İstanbul trafiğinin imdadına Japonlar yetişiyor

İSTANBULLULARA "trafiğe çare üretin" önerisinde bulunanlar sanırım hoşnutturlar.

Dünkü gazetelere bakarsanız, valiliğin, belediyenin ve emniyetin sitelerine binlerce e-mail yağmış.

Bu kadar e-mail arasından ciddiye alınacak olanlar vardır mutlaka.

Doğrusu trafiğe çare üretmeye kalkışanlardan değilim.

Ancak aklıma yaklaşık bir yıl önce bir Japon ekiple yaptığım görüşme takılıverdi.

Görüştüğüm kişiler, "Japon Uluslararası İşbirliği Ajansı"nda görevliydi.

Sözkonusu ajans Japon Dışişleri Bakanlığı’na bağlı.

Japonya Hükümeti tarafından, "gelişmekte olan ülkelere" teknik destek vermek için kurulmuş.

Yılda 7 milyar dolar "hibe" destek veriyor.

Türkiye’de, Devlet Planlama Teşkilatı’nın talebi üzerine eğitim, balıkçılık, afet yönetimi gibi konularda yol göstermiş.

"Japon Uluslararası İşbirliği Ajansı"nın deneyimli olduğu bir alan da trafik.

Bangkok, Cakarta, Bükreş, Lima, Nairobi, Kahire gibi şehirlerde trafik sorununa el atmış.

Bu şehirler için çözümler üretmiş.

Bunu duyan İstanbul Büyükşehir Belediyesi de geçen yıl ajansa başvuruyor.

Ajanstan bir ekip geçtiğimiz yıl kasım ayında gelip belediyeyle görüşüyor.

Peki bir yıl sonra bu görüşmeden çıkan sonuç ne?

Japonlar İstanbul’un kabusa dönüşen trafiğine çözüm getirebilecek mi?

Bu soruları dün ajansın Ankara’daki temsilciliğine soruyorum.

Haberler iyi.

6 Aralık’ta, "Japon Uluslararası İşbirliği Ajansı" ile Kadir Topbaş arasında bir anlaşma imzalanıyor.

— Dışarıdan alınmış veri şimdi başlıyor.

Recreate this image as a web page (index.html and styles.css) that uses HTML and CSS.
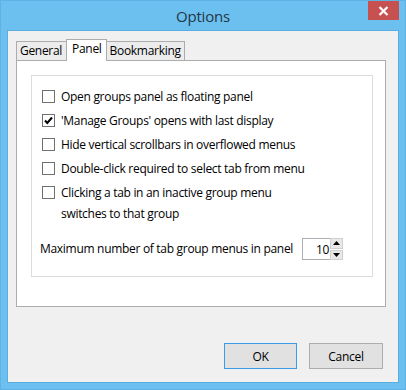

Anlaşma, belediye meclisinde onaylanmış.

Şimdi İçişleri Bakanlığı’nda onaylanması gerekiyor.

Ajansın verdiği bilgiye göre anlaşmanın onaylanması önümüzdeki ocak ayının sonunu bulabilir.

Bu arada Kentsel Tasarım Merkezi’nin Ulaşım Grubu da Japon ajansa trafikle ilgili istatistiki bilgiler hazırlıyor.

Bakalım.

Japonlar İstanbul trafiğini çözebilecek mi?

Türk sahibi Duralex’i kaybediyor mu

GEÇENLERDE bir okurumdan şöyle bir e-posta geldi:

"Geçen yıl Fransızların ünlü Fransız markası Duralex’i Türklere kaptırdığını yazmıştınız. Ancak Duralex’i satın alan Sinan Solmaz şimdi fabrikayı Almanlara kaptırmak üzere..."

E-postada başka bilgiler de vardı.

Türk yatırımcı, Orleans’daki Duralex fabrikasının devri sırasında mahkemeye önerdiği ödeme ve yapılandırma planına uymamış.

Fabrikada üretim durmuş.

Ham madde tedariği borçları nedeniyle bloke edilmiş.

Duralex’te neler olup bittiğine geçmeden önce küçük bir hatırlatma yapayım.

Fransa’nın en ünlü markalarından Duralex iki yıl önce İtalyan Bormioli Rocco firmasından 3 ortaklı bir şirkete geçiyor.

Ortaklardan biri Fransız, diğeri Yunanlı, üçüncüsü ise Sinan Solmaz.

40 yıldan beri zücaciye işinden olan Solmaz geçen yıl kasım ayında diğer ortakların hisselerini alıyor.

Orleans istinaf mahkemesine bir ödeme planı sunuyor.

Peki geçen bir yıl zarfında neler oluyor?

Sendikaların iddialarına göre, Solmaz yaklaşık 10 milyon dolarlık bir borca giriyor.

Borçtan elektrik dahi kesiliyor.

Fabrikanın müdürü istifa ediyor.

Bu arada tazminat talebinde bulunan işten çıkartılmış işçiler yeni müdürü 24 saat rehin alıyor.

Tam bir kaos.

Duralex işçileriyle dayanışma için sadece bir hafta sonu fabrikayı ziyaret edenlerin sayısı 20 bini buluyor.

Markanın Fransızlar için ne kadar önemli olduğunun göstergesi.

Duralex’i bir Türk satın aldığında ne kadar gurur duymuştuk.

Yazık ki işler bu raddeye gelmiş.

Avrupa’daki Türk yatırımcının imajı böyle olmamalıydı.